Your task is to give the listing below back word for word, pictures excluded.

● **RECORDED INFORMATION**:
------------------------------------------------
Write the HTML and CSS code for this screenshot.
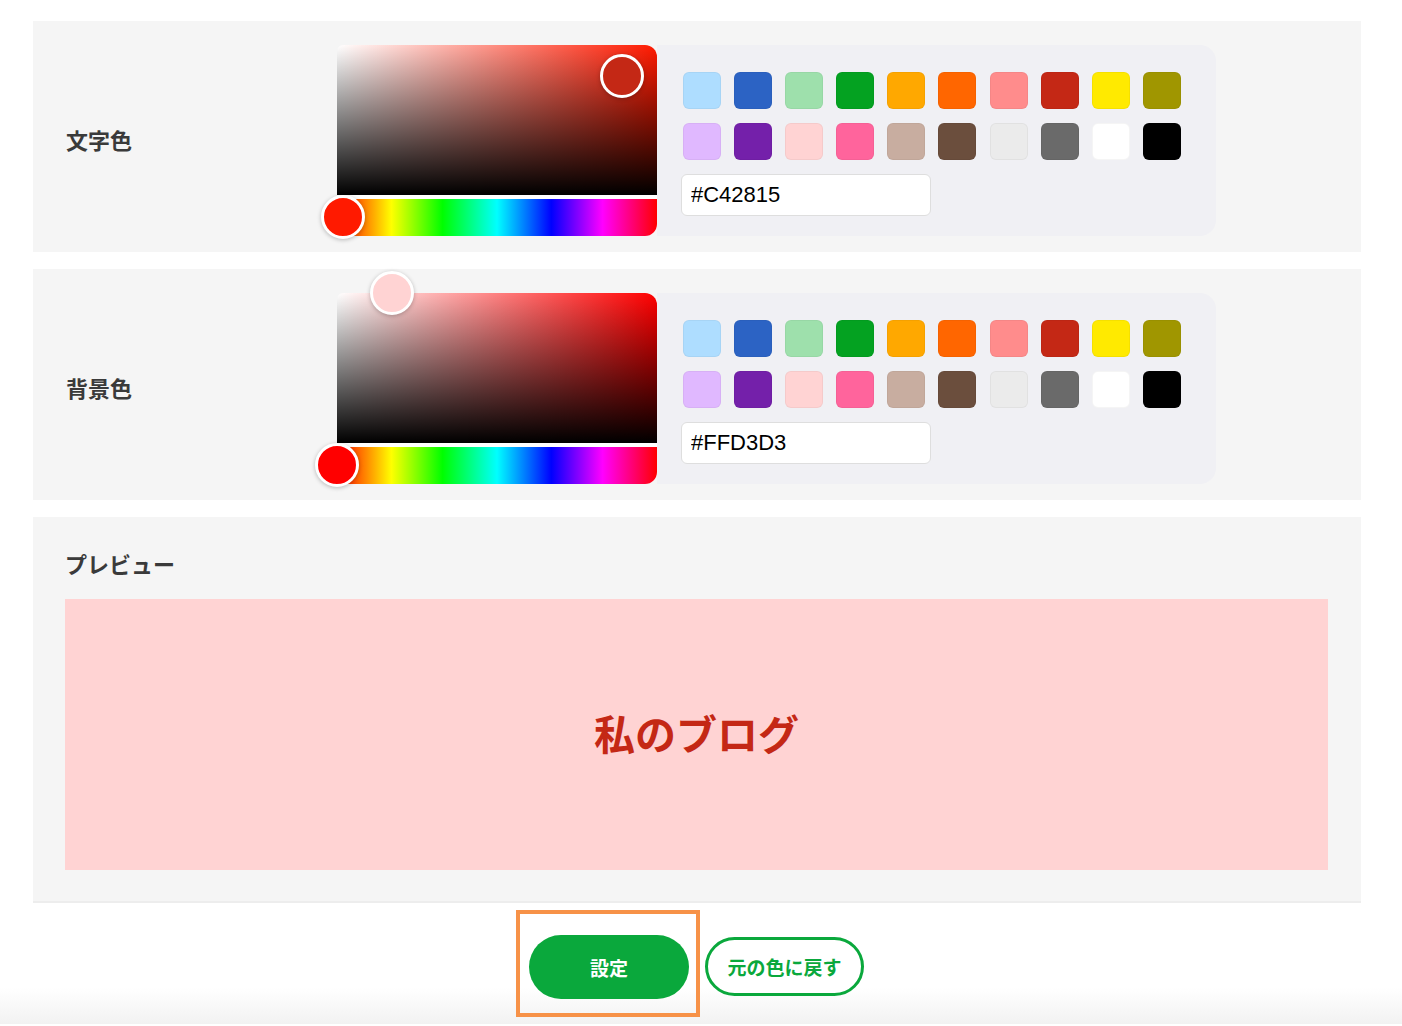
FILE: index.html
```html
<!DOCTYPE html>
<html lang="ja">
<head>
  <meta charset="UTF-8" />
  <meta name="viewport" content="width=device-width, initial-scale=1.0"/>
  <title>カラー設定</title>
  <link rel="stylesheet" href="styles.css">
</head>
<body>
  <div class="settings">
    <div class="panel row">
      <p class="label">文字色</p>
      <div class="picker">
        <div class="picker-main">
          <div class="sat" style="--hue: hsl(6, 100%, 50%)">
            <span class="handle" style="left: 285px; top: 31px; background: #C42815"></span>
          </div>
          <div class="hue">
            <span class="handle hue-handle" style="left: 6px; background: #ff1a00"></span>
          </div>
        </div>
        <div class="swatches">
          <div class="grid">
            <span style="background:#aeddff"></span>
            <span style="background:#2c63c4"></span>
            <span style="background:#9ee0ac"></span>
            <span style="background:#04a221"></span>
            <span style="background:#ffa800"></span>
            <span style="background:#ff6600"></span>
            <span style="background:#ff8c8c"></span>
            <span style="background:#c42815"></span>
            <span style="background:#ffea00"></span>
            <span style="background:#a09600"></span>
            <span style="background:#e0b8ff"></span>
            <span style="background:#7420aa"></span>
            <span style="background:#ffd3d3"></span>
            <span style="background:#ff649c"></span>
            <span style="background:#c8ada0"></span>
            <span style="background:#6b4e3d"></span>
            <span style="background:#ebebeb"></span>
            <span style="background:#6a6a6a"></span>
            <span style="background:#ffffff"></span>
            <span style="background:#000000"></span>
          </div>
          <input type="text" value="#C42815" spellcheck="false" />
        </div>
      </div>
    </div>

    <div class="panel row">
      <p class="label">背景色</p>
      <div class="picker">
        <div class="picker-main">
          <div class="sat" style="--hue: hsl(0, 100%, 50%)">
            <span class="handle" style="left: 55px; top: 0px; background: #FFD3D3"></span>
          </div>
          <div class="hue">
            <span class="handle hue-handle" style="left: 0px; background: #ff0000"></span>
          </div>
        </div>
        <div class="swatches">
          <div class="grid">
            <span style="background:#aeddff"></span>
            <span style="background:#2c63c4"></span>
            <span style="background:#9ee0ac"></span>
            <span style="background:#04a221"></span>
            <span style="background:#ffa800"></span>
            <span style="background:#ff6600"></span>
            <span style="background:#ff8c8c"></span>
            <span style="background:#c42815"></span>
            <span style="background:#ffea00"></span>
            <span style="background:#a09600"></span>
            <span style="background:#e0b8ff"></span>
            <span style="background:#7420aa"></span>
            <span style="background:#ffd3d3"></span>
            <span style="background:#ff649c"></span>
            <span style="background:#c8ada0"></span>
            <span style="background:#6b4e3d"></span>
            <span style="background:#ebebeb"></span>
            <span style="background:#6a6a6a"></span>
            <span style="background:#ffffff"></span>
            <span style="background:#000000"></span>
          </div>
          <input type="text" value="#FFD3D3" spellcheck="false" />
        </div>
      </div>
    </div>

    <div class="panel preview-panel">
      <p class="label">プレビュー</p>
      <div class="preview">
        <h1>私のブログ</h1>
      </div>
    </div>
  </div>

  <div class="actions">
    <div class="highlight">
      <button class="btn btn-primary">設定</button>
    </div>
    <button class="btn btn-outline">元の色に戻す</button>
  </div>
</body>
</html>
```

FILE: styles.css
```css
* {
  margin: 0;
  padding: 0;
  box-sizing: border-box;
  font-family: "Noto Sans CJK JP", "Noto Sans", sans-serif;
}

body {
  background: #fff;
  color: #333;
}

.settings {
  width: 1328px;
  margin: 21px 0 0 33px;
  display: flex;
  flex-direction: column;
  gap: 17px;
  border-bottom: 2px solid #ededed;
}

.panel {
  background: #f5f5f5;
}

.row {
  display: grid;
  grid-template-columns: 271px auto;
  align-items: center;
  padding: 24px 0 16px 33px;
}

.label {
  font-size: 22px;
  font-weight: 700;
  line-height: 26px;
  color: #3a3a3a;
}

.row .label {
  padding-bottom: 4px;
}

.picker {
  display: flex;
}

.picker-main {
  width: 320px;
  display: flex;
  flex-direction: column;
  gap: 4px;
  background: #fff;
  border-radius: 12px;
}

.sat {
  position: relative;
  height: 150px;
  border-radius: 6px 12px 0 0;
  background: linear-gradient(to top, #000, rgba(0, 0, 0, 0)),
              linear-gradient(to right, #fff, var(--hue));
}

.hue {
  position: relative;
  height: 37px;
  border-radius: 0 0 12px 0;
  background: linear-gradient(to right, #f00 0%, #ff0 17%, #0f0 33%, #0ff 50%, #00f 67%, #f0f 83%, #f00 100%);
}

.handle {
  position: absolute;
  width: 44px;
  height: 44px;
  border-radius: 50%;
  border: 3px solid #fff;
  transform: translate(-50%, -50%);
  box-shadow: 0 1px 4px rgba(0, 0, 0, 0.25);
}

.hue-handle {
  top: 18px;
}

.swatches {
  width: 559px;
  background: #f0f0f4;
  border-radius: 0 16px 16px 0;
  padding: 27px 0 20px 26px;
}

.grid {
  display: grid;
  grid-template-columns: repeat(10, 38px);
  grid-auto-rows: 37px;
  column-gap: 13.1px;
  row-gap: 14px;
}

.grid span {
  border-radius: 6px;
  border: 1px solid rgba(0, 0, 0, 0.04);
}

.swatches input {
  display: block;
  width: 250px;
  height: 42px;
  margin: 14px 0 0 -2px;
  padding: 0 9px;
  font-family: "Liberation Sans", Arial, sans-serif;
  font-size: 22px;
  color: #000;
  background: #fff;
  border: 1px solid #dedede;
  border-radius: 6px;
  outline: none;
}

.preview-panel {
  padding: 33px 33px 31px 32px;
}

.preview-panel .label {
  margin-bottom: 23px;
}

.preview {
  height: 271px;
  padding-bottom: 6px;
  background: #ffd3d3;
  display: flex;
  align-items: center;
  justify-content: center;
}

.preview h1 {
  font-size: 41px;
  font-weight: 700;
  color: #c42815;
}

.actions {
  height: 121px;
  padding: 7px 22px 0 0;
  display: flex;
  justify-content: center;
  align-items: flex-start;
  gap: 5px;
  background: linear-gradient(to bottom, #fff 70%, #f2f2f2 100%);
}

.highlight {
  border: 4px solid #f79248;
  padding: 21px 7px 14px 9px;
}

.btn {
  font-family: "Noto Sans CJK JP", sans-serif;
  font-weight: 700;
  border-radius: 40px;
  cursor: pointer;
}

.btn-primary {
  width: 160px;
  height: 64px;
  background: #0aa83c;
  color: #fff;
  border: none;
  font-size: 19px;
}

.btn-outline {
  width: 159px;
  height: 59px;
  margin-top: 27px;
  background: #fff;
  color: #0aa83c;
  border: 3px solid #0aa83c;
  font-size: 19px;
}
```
------------------------------------------------
● **REPLY**:
Write the HTML and CSS code for this screenshot.
FILE: index.html
```html
<!DOCTYPE html>
<html lang="ja">
<head>
  <meta charset="UTF-8" />
  <meta name="viewport" content="width=device-width, initial-scale=1.0"/>
  <title>カラー設定</title>
  <link rel="stylesheet" href="styles.css">
</head>
<body>
  <div class="settings">
    <div class="panel row">
      <p class="label">文字色</p>
      <div class="picker">
        <div class="picker-main">
          <div class="sat" style="--hue: hsl(6, 100%, 50%)">
            <span class="handle" style="left: 285px; top: 31px; background: #C42815"></span>
          </div>
          <div class="hue">
            <span class="handle hue-handle" style="left: 6px; background: #ff1a00"></span>
          </div>
        </div>
        <div class="swatches">
          <div class="grid">
            <span style="background:#aeddff"></span>
            <span style="background:#2c63c4"></span>
            <span style="background:#9ee0ac"></span>
            <span style="background:#04a221"></span>
            <span style="background:#ffa800"></span>
            <span style="background:#ff6600"></span>
            <span style="background:#ff8c8c"></span>
            <span style="background:#c42815"></span>
            <span style="background:#ffea00"></span>
            <span style="background:#a09600"></span>
            <span style="background:#e0b8ff"></span>
            <span style="background:#7420aa"></span>
            <span style="background:#ffd3d3"></span>
            <span style="background:#ff649c"></span>
            <span style="background:#c8ada0"></span>
            <span style="background:#6b4e3d"></span>
            <span style="background:#ebebeb"></span>
            <span style="background:#6a6a6a"></span>
            <span style="background:#ffffff"></span>
            <span style="background:#000000"></span>
          </div>
          <input type="text" value="#C42815" spellcheck="false" />
        </div>
      </div>
    </div>

    <div class="panel row">
      <p class="label">背景色</p>
      <div class="picker">
        <div class="picker-main">
          <div class="sat" style="--hue: hsl(0, 100%, 50%)">
            <span class="handle" style="left: 55px; top: 0px; background: #FFD3D3"></span>
          </div>
          <div class="hue">
            <span class="handle hue-handle" style="left: 0px; background: #ff0000"></span>
          </div>
        </div>
        <div class="swatches">
          <div class="grid">
            <span style="background:#aeddff"></span>
            <span style="background:#2c63c4"></span>
            <span style="background:#9ee0ac"></span>
            <span style="background:#04a221"></span>
            <span style="background:#ffa800"></span>
            <span style="background:#ff6600"></span>
            <span style="background:#ff8c8c"></span>
            <span style="background:#c42815"></span>
            <span style="background:#ffea00"></span>
            <span style="background:#a09600"></span>
            <span style="background:#e0b8ff"></span>
            <span style="background:#7420aa"></span>
            <span style="background:#ffd3d3"></span>
            <span style="background:#ff649c"></span>
            <span style="background:#c8ada0"></span>
            <span style="background:#6b4e3d"></span>
            <span style="background:#ebebeb"></span>
            <span style="background:#6a6a6a"></span>
            <span style="background:#ffffff"></span>
            <span style="background:#000000"></span>
          </div>
          <input type="text" value="#FFD3D3" spellcheck="false" />
        </div>
      </div>
    </div>

    <div class="panel preview-panel">
      <p class="label">プレビュー</p>
      <div class="preview">
        <h1>私のブログ</h1>
      </div>
    </div>
  </div>

  <div class="actions">
    <div class="highlight">
      <button class="btn btn-primary">設定</button>
    </div>
    <button class="btn btn-outline">元の色に戻す</button>
  </div>
</body>
</html>
```

FILE: styles.css
```css
* {
  margin: 0;
  padding: 0;
  box-sizing: border-box;
  font-family: "Noto Sans CJK JP", "Noto Sans", sans-serif;
}

body {
  background: #fff;
  color: #333;
}

.settings {
  width: 1328px;
  margin: 21px 0 0 33px;
  display: flex;
  flex-direction: column;
  gap: 17px;
  border-bottom: 2px solid #ededed;
}

.panel {
  background: #f5f5f5;
}

.row {
  display: grid;
  grid-template-columns: 271px auto;
  align-items: center;
  padding: 24px 0 16px 33px;
}

.label {
  font-size: 22px;
  font-weight: 700;
  line-height: 26px;
  color: #3a3a3a;
}

.row .label {
  padding-bottom: 4px;
}

.picker {
  display: flex;
}

.picker-main {
  width: 320px;
  display: flex;
  flex-direction: column;
  gap: 4px;
  background: #fff;
  border-radius: 12px;
}

.sat {
  position: relative;
  height: 150px;
  border-radius: 6px 12px 0 0;
  background: linear-gradient(to top, #000, rgba(0, 0, 0, 0)),
              linear-gradient(to right, #fff, var(--hue));
}

.hue {
  position: relative;
  height: 37px;
  border-radius: 0 0 12px 0;
  background: linear-gradient(to right, #f00 0%, #ff0 17%, #0f0 33%, #0ff 50%, #00f 67%, #f0f 83%, #f00 100%);
}

.handle {
  position: absolute;
  width: 44px;
  height: 44px;
  border-radius: 50%;
  border: 3px solid #fff;
  transform: translate(-50%, -50%);
  box-shadow: 0 1px 4px rgba(0, 0, 0, 0.25);
}

.hue-handle {
  top: 18px;
}

.swatches {
  width: 559px;
  background: #f0f0f4;
  border-radius: 0 16px 16px 0;
  padding: 27px 0 20px 26px;
}

.grid {
  display: grid;
  grid-template-columns: repeat(10, 38px);
  grid-auto-rows: 37px;
  column-gap: 13.1px;
  row-gap: 14px;
}

.grid span {
  border-radius: 6px;
  border: 1px solid rgba(0, 0, 0, 0.04);
}

.swatches input {
  display: block;
  width: 250px;
  height: 42px;
  margin: 14px 0 0 -2px;
  padding: 0 9px;
  font-family: "Liberation Sans", Arial, sans-serif;
  font-size: 22px;
  color: #000;
  background: #fff;
  border: 1px solid #dedede;
  border-radius: 6px;
  outline: none;
}

.preview-panel {
  padding: 33px 33px 31px 32px;
}

.preview-panel .label {
  margin-bottom: 23px;
}

.preview {
  height: 271px;
  padding-bottom: 6px;
  background: #ffd3d3;
  display: flex;
  align-items: center;
  justify-content: center;
}

.preview h1 {
  font-size: 41px;
  font-weight: 700;
  color: #c42815;
}

.actions {
  height: 121px;
  padding: 7px 22px 0 0;
  display: flex;
  justify-content: center;
  align-items: flex-start;
  gap: 5px;
  background: linear-gradient(to bottom, #fff 70%, #f2f2f2 100%);
}

.highlight {
  border: 4px solid #f79248;
  padding: 21px 7px 14px 9px;
}

.btn {
  font-family: "Noto Sans CJK JP", sans-serif;
  font-weight: 700;
  border-radius: 40px;
  cursor: pointer;
}

.btn-primary {
  width: 160px;
  height: 64px;
  background: #0aa83c;
  color: #fff;
  border: none;
  font-size: 19px;
}

.btn-outline {
  width: 159px;
  height: 59px;
  margin-top: 27px;
  background: #fff;
  color: #0aa83c;
  border: 3px solid #0aa83c;
  font-size: 19px;
}
```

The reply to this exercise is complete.